Build your school’s AI policy around these five key elements:

  1. Clarity on acceptable use
  2. Tool approval processes
  3. Data protection
  4. Transparency of risk
  5. Ongoing training and review.

Keep it front and centre for staff, students and parents, and make it accessible with visual representations and summary cards, so everyone can digest and understand the information clearly.

6. Trial Tools Wisely

Resist the temptation to be swayed by impressive demos or conference presentations, because what works in one school won’t necessarily work in yours. To maximise a trial of any AI tool, set up a focused 6-8 week pilot program with a clear goal from the outset – for example, whether it can reduce teacher planning time by 30% in eighth-grade English classes.

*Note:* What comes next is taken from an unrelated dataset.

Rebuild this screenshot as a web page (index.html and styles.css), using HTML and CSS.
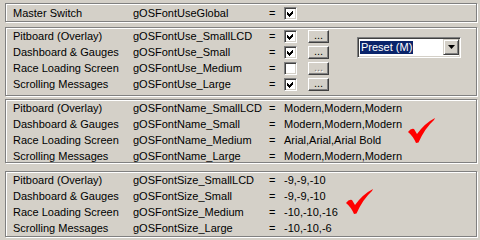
FILE: index.html
```html
<!DOCTYPE html>
<html>
<head>
<meta charset="utf-8">
<link rel="stylesheet" href="styles.css">
</head>
<body>
<div class="screen">
  <section class="panel p1">
    <div class="row"><span class="lbl">Master Switch</span><span class="key">gOSFontUseGlobal</span><span class="eq">=</span><span class="cb"><svg class="tick" viewBox="0 0 11 11"><path d="M2 4 L4 6 L8 2 L8 5 L4 9 L2 7 Z"/></svg></span></div>
  </section>

  <section class="panel p2">
    <div class="rows">
      <div class="row"><span class="lbl">Pitboard (Overlay)</span><span class="key">gOSFontUse_SmallLCD</span><span class="eq">=</span><span class="cb"><svg class="tick" viewBox="0 0 11 11"><path d="M2 4 L4 6 L8 2 L8 5 L4 9 L2 7 Z"/></svg></span><span class="btn">...</span></div>
      <div class="row"><span class="lbl">Dashboard &amp; Gauges</span><span class="key">gOSFontUse_Small</span><span class="eq">=</span><span class="cb"><svg class="tick" viewBox="0 0 11 11"><path d="M2 4 L4 6 L8 2 L8 5 L4 9 L2 7 Z"/></svg></span><span class="btn">...</span></div>
      <div class="row"><span class="lbl">Race Loading Screen</span><span class="key">gOSFontUse_Medium</span><span class="eq">=</span><span class="cb"></span><span class="btn disabled">...</span></div>
      <div class="row"><span class="lbl">Scrolling Messages</span><span class="key">gOSFontUse_Large</span><span class="eq">=</span><span class="cb"><svg class="tick" viewBox="0 0 11 11"><path d="M2 4 L4 6 L8 2 L8 5 L4 9 L2 7 Z"/></svg></span><span class="btn">...</span></div>
    </div>
    <div class="combo">
      <div class="combo-text"><span class="sel">Preset (M)</span></div>
      <div class="combo-btn"><svg viewBox="0 0 7 4" class="arrow"><path d="M0 0 H7 L3.5 4 Z"/></svg></div>
    </div>
  </section>

  <section class="panel p3">
    <div class="row"><span class="lbl">Pitboard (Overlay)</span><span class="key">gOSFontName_SmallLCD</span><span class="eq">=</span><span class="val">Modern,Modern,Modern</span></div>
    <div class="row"><span class="lbl">Dashboard &amp; Gauges</span><span class="key">gOSFontName_Small</span><span class="eq">=</span><span class="val">Modern,Modern,Modern</span></div>
    <div class="row"><span class="lbl">Race Loading Screen</span><span class="key">gOSFontName_Medium</span><span class="eq">=</span><span class="val">Arial,Arial,Arial Bold</span></div>
    <div class="row"><span class="lbl">Scrolling Messages</span><span class="key">gOSFontName_Large</span><span class="eq">=</span><span class="val">Modern,Modern,Modern</span></div>
    <svg class="redcheck rc3" viewBox="0 0 28 26"><path d="M0 14 Q3 10 6 11 L9 16 Q17 5 27 0 L26 2 Q17 10 10.5 24.5 L8 25 Q5 18 0 14 Z"/></svg>
  </section>

  <section class="panel p4">
    <div class="row"><span class="lbl">Pitboard (Overlay)</span><span class="key">gOSFontSize_SmallLCD</span><span class="eq">=</span><span class="val">-9,-9,-10</span></div>
    <div class="row"><span class="lbl">Dashboard &amp; Gauges</span><span class="key">gOSFontSize_Small</span><span class="eq">=</span><span class="val">-9,-9,-10</span></div>
    <div class="row"><span class="lbl">Race Loading Screen</span><span class="key">gOSFontSize_Medium</span><span class="eq">=</span><span class="val">-10,-10,-16</span></div>
    <div class="row"><span class="lbl">Scrolling Messages</span><span class="key">gOSFontSize_Large</span><span class="eq">=</span><span class="val">-10,-10,-6</span></div>
    <svg class="redcheck rc4" viewBox="0 0 28 26"><path d="M0 14 Q3 10 6 11 L9 16 Q17 5 27 0 L26 2 Q17 10 10.5 24.5 L8 25 Q5 18 0 14 Z"/></svg>
  </section>
</div>
</body>
</html>
```

FILE: styles.css
```css
html, body {
  margin: 0;
  padding: 0;
}
body {
  background: #d4d0c8;
  font-family: "Liberation Sans", Arial, sans-serif;
  font-size: 11px;
  color: #000;
}
.screen {
  width: 480px;
  height: 240px;
  overflow: hidden;
  padding-top: 3px;
  box-sizing: border-box;
}
.panel {
  position: relative;
  margin-left: 5px;
  width: 472px;
  box-sizing: border-box;
  border: 1px solid #808080;
  box-shadow: inset 1px 1px 0 #fff, 1px 1px 0 #fff;
  overflow: hidden;
}
.p1 { height: 19px; padding-top: 1px; }
.p2 {
  margin-top: 5px;
  height: 69px;
  display: grid;
  grid-template-columns: 351px 104px;
  align-items: start;
}
.p3 { margin-top: 3px; height: 64px; }
.p4 { margin-top: 8px; height: 66px; }

.row {
  display: flex;
  align-items: center;
  height: 16px;
  padding-left: 7px;
  white-space: nowrap;
}
.lbl { width: 120px; flex: none; }
.key { width: 136px; flex: none; }
.eq { width: 15px; flex: none; }

.cb {
  flex: none;
  width: 13px;
  height: 13px;
  box-sizing: border-box;
  background: #fff;
  border: 1px solid;
  border-color: #808080 #fff #fff #808080;
  box-shadow: inset 1px 1px 0 #404040, inset -1px -1px 0 #d4d0c8;
}
.tick {
  display: block;
  width: 11px;
  height: 11px;
  fill: #000;
  shape-rendering: crispEdges;
}
.btn {
  flex: none;
  margin-left: 11px;
  width: 21px;
  height: 13px;
  box-sizing: border-box;
  background: #d4d0c8;
  border: 1px solid;
  border-color: #fff #404040 #404040 #fff;
  box-shadow: inset -1px -1px 0 #808080;
  font-size: 11px;
  line-height: 8px;
  text-align: center;
  overflow: hidden;
}
.btn.disabled {
  color: #808080;
  text-shadow: 1px 1px 0 #fff;
}

.combo {
  margin-top: 9px;
  width: 104px;
  height: 21px;
  box-sizing: border-box;
  border: 1px solid;
  border-color: #808080 #fff #fff #808080;
  box-shadow: inset 1px 1px 0 #404040, inset -1px -1px 0 #d4d0c8;
  background: #fff;
  padding: 2px 1px 1px 1px;
  display: flex;
}
.combo-text {
  flex: 1;
  padding: 1px 0 0 1px;
}
.sel {
  display: inline-block;
  background: #0a246a;
  color: #fff;
  height: 13px;
  line-height: 13px;
  padding: 0 1px;
}
.combo-btn {
  width: 16px;
  height: 16px;
  margin-top: -1px;
  box-sizing: border-box;
  background: #d4d0c8;
  border: 1px solid;
  border-color: #d4d0c8 #404040 #404040 #d4d0c8;
  box-shadow: inset 1px 1px 0 #fff, inset -1px -1px 0 #808080;
  display: flex;
  align-items: center;
  justify-content: center;
}
.arrow {
  width: 7px;
  height: 4px;
  fill: #000;
}

.redcheck {
  position: absolute;
  width: 28px;
  height: 26px;
  fill: #f00;
}
.rc3 { left: 402px; top: 18px; }
.rc4 { left: 340px; top: 17px; }
```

Track both quantitative data (time saved, improved grades) and qualitative feedback (teacher confidence, student experience). If a pilot doesn’t deliver results, abandon it. You will have learned from what didn’t work, and this will inform your decision-making further down the line.

7. Keep Feedback Flowing

As your AI implementation will affect everyone, make sure everyone has a voice. Students should be able to say whether tools help their learning or not – and identify unintended consequences. Staff should be able to say whether AI saves time or creates additional work – and if it is clunky or confusing. Parents should understand what’s happening and why, while school board members must feel confident the strategy aligns with the school’s educational goals.

Use multiple feedback channels, e.g., surveys, drop-in chats, digital forms, and class councils, but most importantly, act on the input you receive. People will engage more readily when they see their feedback acknowledged and leading to change.

8. Scale Carefully

Scaling too quickly across multiple campuses or departments can create problems. What works for 30 students may not sustain 300, so expand gradually. Invest in ongoing training and plan for long-term sustainability – not just the technology, but the budget, staff time, and governance structures to support it.

Remember that today’s innovative solutions may be outdated next semester, so your AI strategy must remain flexible enough to evolve.

AI is Impressive, but Remember…

At the heart of any effective AI implementation in the classroom is the teachers. While AI might be able to draft lesson plans or mark papers, it cannot notice when a student has had a difficult day, warmly greet families at the school gate, or adapt spontaneously to create magical classroom moments.

Great teachers using AI as part of their toolkit can accomplish more, but only when school leaders provide a clear direction for its use in assisting human goals. When the plan begins with trust and openness, it’s then that we can use the technology to its greatest effect.